Your recent book, Anime: A History, contains a lot of background about the genre’s roots, prior to the 1963 Astro Boy series that is often considered the start point of modern anime. Would you like to see more early Japanese animation in festivals like SLA, or do you think that ground is best covered elsewhere?
For years, the festival director [Anime Limited‘s Andrew Partridge] has been taunting me with his attempts to get a famous propaganda film from 1945, which he knows is one of my favourites. We’ve been thwarted every year by various obstacles, but I have a good feeling about next year. The appeal is limited, of course – it might end up just being three men and a dog in the audience – but I think many fans, like me, reach a certain point when it’s not all about what’s new-new-new, but about important historical milestones for the medium.
I mean, we’ve got Ghost in the Shell this year and Wings of Honneamise, both of which are older than most of the audience, but both of which really stand up well. That digital remaster helps, of course, but also the great thing about anime cinema is that you can see the budget up on screen.

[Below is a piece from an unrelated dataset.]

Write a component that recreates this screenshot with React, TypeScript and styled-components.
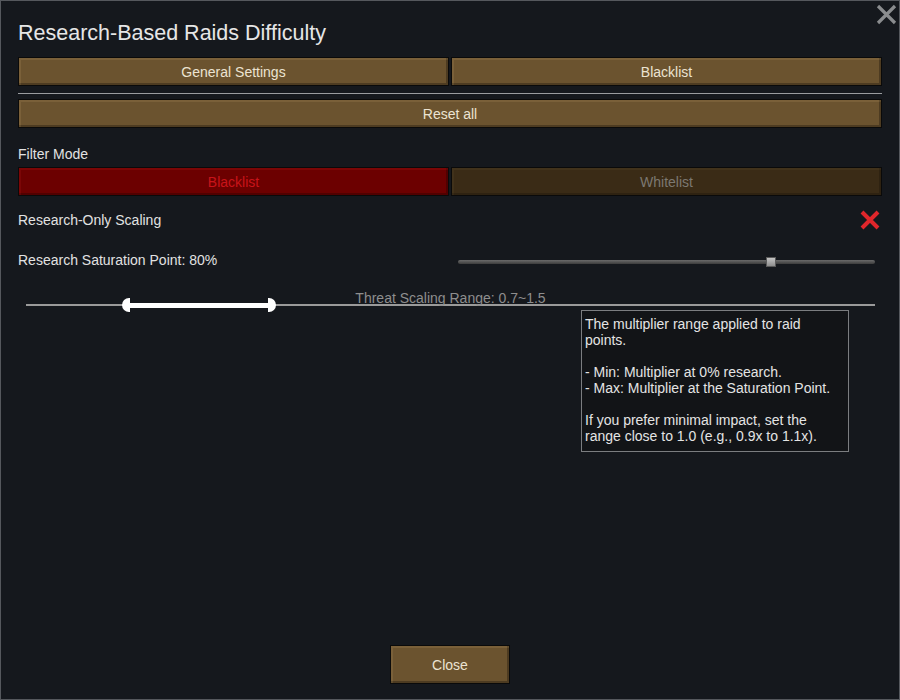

Finally, do you have any recommendations from this year’s programme – perhaps something to ease in the newcomers, as well as events the veterans cannot afford to miss?
If you’re a total newcomer, throw yourself in at the deep end with Ghost in the Shell. You’ll get to see it in a cinema which will put you ahead of many old-school fans who’ve only seen it on telly. If you’re a veteran, we’ve got Giovanni’s Island in Glasgow with the director Mizuho Nishikubo on hand, and a highlight on Studio Bones in Edinburgh, with producer Masahiko Minami.
SLA prides itself on bringing over the people who make anime to Scotland and then stuffing them full of whisky and haggis. Chances to actually hear them speak about their work are incredibly rare, even in Japan. Also, there’s always the Edinburgh Mystery Film, which is usually something pretty awesome, and often a Scottish premiere in its own right.